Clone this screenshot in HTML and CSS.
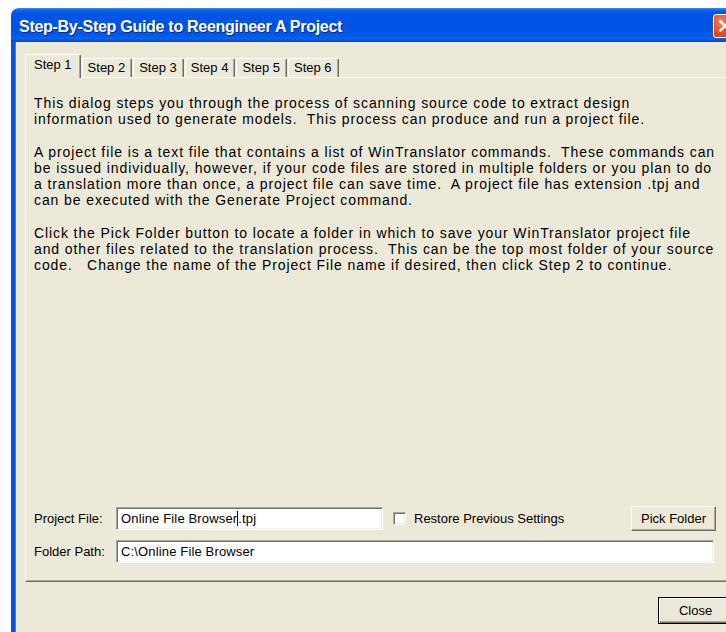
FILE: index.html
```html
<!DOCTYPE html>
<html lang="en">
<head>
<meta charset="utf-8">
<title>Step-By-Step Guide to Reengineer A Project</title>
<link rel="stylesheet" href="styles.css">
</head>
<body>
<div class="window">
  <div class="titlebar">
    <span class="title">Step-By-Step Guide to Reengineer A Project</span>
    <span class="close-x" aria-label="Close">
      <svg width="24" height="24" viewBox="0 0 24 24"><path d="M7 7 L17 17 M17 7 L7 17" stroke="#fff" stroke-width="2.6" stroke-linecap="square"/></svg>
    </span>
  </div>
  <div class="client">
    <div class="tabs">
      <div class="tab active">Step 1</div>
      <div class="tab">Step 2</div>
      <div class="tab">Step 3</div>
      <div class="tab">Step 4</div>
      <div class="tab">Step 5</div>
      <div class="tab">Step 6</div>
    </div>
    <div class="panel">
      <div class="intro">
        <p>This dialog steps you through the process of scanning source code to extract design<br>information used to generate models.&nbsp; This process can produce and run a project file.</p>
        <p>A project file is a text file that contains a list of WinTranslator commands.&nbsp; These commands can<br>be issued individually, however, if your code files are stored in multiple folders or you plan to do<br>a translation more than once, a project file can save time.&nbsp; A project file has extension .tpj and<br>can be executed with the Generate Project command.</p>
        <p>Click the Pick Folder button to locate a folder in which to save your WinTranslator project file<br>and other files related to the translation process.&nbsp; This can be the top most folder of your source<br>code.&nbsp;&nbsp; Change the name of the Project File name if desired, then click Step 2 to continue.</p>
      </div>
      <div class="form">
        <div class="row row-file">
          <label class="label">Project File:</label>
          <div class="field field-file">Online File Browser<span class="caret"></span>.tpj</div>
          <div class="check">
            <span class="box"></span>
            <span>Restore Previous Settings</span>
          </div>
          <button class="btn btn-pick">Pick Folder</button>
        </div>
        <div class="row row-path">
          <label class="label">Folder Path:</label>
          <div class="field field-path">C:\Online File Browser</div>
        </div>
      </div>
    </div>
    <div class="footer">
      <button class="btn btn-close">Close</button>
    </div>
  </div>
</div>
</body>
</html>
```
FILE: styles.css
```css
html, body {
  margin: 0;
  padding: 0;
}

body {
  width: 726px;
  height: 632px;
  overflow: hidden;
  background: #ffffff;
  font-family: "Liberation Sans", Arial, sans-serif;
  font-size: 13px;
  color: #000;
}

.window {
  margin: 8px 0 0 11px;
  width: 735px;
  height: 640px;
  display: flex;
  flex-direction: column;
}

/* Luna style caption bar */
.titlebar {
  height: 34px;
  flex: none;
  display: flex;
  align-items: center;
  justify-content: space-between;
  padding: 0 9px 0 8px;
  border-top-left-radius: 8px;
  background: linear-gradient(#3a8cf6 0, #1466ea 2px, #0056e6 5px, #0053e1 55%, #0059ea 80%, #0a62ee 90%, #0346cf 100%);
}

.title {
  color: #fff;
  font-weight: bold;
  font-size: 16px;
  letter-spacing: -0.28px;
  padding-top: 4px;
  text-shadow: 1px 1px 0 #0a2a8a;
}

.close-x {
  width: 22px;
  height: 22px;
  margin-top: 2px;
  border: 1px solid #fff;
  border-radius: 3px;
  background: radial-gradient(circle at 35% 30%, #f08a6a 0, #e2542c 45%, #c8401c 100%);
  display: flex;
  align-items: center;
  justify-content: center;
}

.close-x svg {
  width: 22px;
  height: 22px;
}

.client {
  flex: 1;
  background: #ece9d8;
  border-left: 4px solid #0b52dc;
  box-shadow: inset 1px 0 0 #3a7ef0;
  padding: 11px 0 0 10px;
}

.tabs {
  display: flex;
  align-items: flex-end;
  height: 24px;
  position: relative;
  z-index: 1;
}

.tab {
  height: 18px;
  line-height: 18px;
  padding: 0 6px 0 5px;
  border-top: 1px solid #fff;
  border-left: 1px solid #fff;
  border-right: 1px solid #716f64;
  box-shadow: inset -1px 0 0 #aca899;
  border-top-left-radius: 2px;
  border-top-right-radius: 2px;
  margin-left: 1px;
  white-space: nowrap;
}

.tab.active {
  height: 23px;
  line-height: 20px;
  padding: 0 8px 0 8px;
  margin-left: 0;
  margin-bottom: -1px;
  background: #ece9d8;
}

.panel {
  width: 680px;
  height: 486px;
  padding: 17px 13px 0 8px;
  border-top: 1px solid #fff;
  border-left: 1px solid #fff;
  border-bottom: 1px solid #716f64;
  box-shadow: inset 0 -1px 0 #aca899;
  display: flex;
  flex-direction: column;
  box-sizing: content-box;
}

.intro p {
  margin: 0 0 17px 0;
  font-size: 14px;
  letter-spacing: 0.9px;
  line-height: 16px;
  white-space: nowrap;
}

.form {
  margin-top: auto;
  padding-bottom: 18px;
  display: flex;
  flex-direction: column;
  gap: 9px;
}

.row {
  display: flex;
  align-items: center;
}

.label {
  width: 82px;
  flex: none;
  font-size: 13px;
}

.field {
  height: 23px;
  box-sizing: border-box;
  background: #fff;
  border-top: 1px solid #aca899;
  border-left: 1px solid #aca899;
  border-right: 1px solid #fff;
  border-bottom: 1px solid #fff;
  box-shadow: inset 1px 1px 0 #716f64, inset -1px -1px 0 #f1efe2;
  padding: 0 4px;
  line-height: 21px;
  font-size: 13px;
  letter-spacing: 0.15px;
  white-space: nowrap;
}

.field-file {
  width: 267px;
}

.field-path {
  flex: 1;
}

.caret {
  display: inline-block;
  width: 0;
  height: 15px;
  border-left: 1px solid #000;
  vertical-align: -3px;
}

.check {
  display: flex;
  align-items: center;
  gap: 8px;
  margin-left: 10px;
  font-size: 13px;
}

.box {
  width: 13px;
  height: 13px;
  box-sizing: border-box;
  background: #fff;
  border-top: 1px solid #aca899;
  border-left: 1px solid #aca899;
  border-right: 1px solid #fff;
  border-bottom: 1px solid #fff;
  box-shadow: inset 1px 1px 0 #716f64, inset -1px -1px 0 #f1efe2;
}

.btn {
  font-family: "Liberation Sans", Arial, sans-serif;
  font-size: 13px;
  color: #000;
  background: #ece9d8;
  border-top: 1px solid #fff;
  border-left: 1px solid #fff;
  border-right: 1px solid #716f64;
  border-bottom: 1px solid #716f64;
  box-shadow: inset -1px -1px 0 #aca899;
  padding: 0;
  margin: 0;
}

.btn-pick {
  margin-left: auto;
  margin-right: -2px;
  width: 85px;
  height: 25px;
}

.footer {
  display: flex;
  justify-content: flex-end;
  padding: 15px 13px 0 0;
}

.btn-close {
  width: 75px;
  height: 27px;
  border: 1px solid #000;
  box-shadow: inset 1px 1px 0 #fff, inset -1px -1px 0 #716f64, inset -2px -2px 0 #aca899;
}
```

========================================================================

● Stated exercise
Without the pictures, write out the whole listing above exactly as it appears.

● Answer in full
Clone this screenshot in HTML and CSS.
FILE: index.html
```html
<!DOCTYPE html>
<html lang="en">
<head>
<meta charset="utf-8">
<title>Step-By-Step Guide to Reengineer A Project</title>
<link rel="stylesheet" href="styles.css">
</head>
<body>
<div class="window">
  <div class="titlebar">
    <span class="title">Step-By-Step Guide to Reengineer A Project</span>
    <span class="close-x" aria-label="Close">
      <svg width="24" height="24" viewBox="0 0 24 24"><path d="M7 7 L17 17 M17 7 L7 17" stroke="#fff" stroke-width="2.6" stroke-linecap="square"/></svg>
    </span>
  </div>
  <div class="client">
    <div class="tabs">
      <div class="tab active">Step 1</div>
      <div class="tab">Step 2</div>
      <div class="tab">Step 3</div>
      <div class="tab">Step 4</div>
      <div class="tab">Step 5</div>
      <div class="tab">Step 6</div>
    </div>
    <div class="panel">
      <div class="intro">
        <p>This dialog steps you through the process of scanning source code to extract design<br>information used to generate models.&nbsp; This process can produce and run a project file.</p>
        <p>A project file is a text file that contains a list of WinTranslator commands.&nbsp; These commands can<br>be issued individually, however, if your code files are stored in multiple folders or you plan to do<br>a translation more than once, a project file can save time.&nbsp; A project file has extension .tpj and<br>can be executed with the Generate Project command.</p>
        <p>Click the Pick Folder button to locate a folder in which to save your WinTranslator project file<br>and other files related to the translation process.&nbsp; This can be the top most folder of your source<br>code.&nbsp;&nbsp; Change the name of the Project File name if desired, then click Step 2 to continue.</p>
      </div>
      <div class="form">
        <div class="row row-file">
          <label class="label">Project File:</label>
          <div class="field field-file">Online File Browser<span class="caret"></span>.tpj</div>
          <div class="check">
            <span class="box"></span>
            <span>Restore Previous Settings</span>
          </div>
          <button class="btn btn-pick">Pick Folder</button>
        </div>
        <div class="row row-path">
          <label class="label">Folder Path:</label>
          <div class="field field-path">C:\Online File Browser</div>
        </div>
      </div>
    </div>
    <div class="footer">
      <button class="btn btn-close">Close</button>
    </div>
  </div>
</div>
</body>
</html>
```
FILE: styles.css
```css
html, body {
  margin: 0;
  padding: 0;
}

body {
  width: 726px;
  height: 632px;
  overflow: hidden;
  background: #ffffff;
  font-family: "Liberation Sans", Arial, sans-serif;
  font-size: 13px;
  color: #000;
}

.window {
  margin: 8px 0 0 11px;
  width: 735px;
  height: 640px;
  display: flex;
  flex-direction: column;
}

/* Luna style caption bar */
.titlebar {
  height: 34px;
  flex: none;
  display: flex;
  align-items: center;
  justify-content: space-between;
  padding: 0 9px 0 8px;
  border-top-left-radius: 8px;
  background: linear-gradient(#3a8cf6 0, #1466ea 2px, #0056e6 5px, #0053e1 55%, #0059ea 80%, #0a62ee 90%, #0346cf 100%);
}

.title {
  color: #fff;
  font-weight: bold;
  font-size: 16px;
  letter-spacing: -0.28px;
  padding-top: 4px;
  text-shadow: 1px 1px 0 #0a2a8a;
}

.close-x {
  width: 22px;
  height: 22px;
  margin-top: 2px;
  border: 1px solid #fff;
  border-radius: 3px;
  background: radial-gradient(circle at 35% 30%, #f08a6a 0, #e2542c 45%, #c8401c 100%);
  display: flex;
  align-items: center;
  justify-content: center;
}

.close-x svg {
  width: 22px;
  height: 22px;
}

.client {
  flex: 1;
  background: #ece9d8;
  border-left: 4px solid #0b52dc;
  box-shadow: inset 1px 0 0 #3a7ef0;
  padding: 11px 0 0 10px;
}

.tabs {
  display: flex;
  align-items: flex-end;
  height: 24px;
  position: relative;
  z-index: 1;
}

.tab {
  height: 18px;
  line-height: 18px;
  padding: 0 6px 0 5px;
  border-top: 1px solid #fff;
  border-left: 1px solid #fff;
  border-right: 1px solid #716f64;
  box-shadow: inset -1px 0 0 #aca899;
  border-top-left-radius: 2px;
  border-top-right-radius: 2px;
  margin-left: 1px;
  white-space: nowrap;
}

.tab.active {
  height: 23px;
  line-height: 20px;
  padding: 0 8px 0 8px;
  margin-left: 0;
  margin-bottom: -1px;
  background: #ece9d8;
}

.panel {
  width: 680px;
  height: 486px;
  padding: 17px 13px 0 8px;
  border-top: 1px solid #fff;
  border-left: 1px solid #fff;
  border-bottom: 1px solid #716f64;
  box-shadow: inset 0 -1px 0 #aca899;
  display: flex;
  flex-direction: column;
  box-sizing: content-box;
}

.intro p {
  margin: 0 0 17px 0;
  font-size: 14px;
  letter-spacing: 0.9px;
  line-height: 16px;
  white-space: nowrap;
}

.form {
  margin-top: auto;
  padding-bottom: 18px;
  display: flex;
  flex-direction: column;
  gap: 9px;
}

.row {
  display: flex;
  align-items: center;
}

.label {
  width: 82px;
  flex: none;
  font-size: 13px;
}

.field {
  height: 23px;
  box-sizing: border-box;
  background: #fff;
  border-top: 1px solid #aca899;
  border-left: 1px solid #aca899;
  border-right: 1px solid #fff;
  border-bottom: 1px solid #fff;
  box-shadow: inset 1px 1px 0 #716f64, inset -1px -1px 0 #f1efe2;
  padding: 0 4px;
  line-height: 21px;
  font-size: 13px;
  letter-spacing: 0.15px;
  white-space: nowrap;
}

.field-file {
  width: 267px;
}

.field-path {
  flex: 1;
}

.caret {
  display: inline-block;
  width: 0;
  height: 15px;
  border-left: 1px solid #000;
  vertical-align: -3px;
}

.check {
  display: flex;
  align-items: center;
  gap: 8px;
  margin-left: 10px;
  font-size: 13px;
}

.box {
  width: 13px;
  height: 13px;
  box-sizing: border-box;
  background: #fff;
  border-top: 1px solid #aca899;
  border-left: 1px solid #aca899;
  border-right: 1px solid #fff;
  border-bottom: 1px solid #fff;
  box-shadow: inset 1px 1px 0 #716f64, inset -1px -1px 0 #f1efe2;
}

.btn {
  font-family: "Liberation Sans", Arial, sans-serif;
  font-size: 13px;
  color: #000;
  background: #ece9d8;
  border-top: 1px solid #fff;
  border-left: 1px solid #fff;
  border-right: 1px solid #716f64;
  border-bottom: 1px solid #716f64;
  box-shadow: inset -1px -1px 0 #aca899;
  padding: 0;
  margin: 0;
}

.btn-pick {
  margin-left: auto;
  margin-right: -2px;
  width: 85px;
  height: 25px;
}

.footer {
  display: flex;
  justify-content: flex-end;
  padding: 15px 13px 0 0;
}

.btn-close {
  width: 75px;
  height: 27px;
  border: 1px solid #000;
  box-shadow: inset 1px 1px 0 #fff, inset -1px -1px 0 #716f64, inset -2px -2px 0 #aca899;
}
```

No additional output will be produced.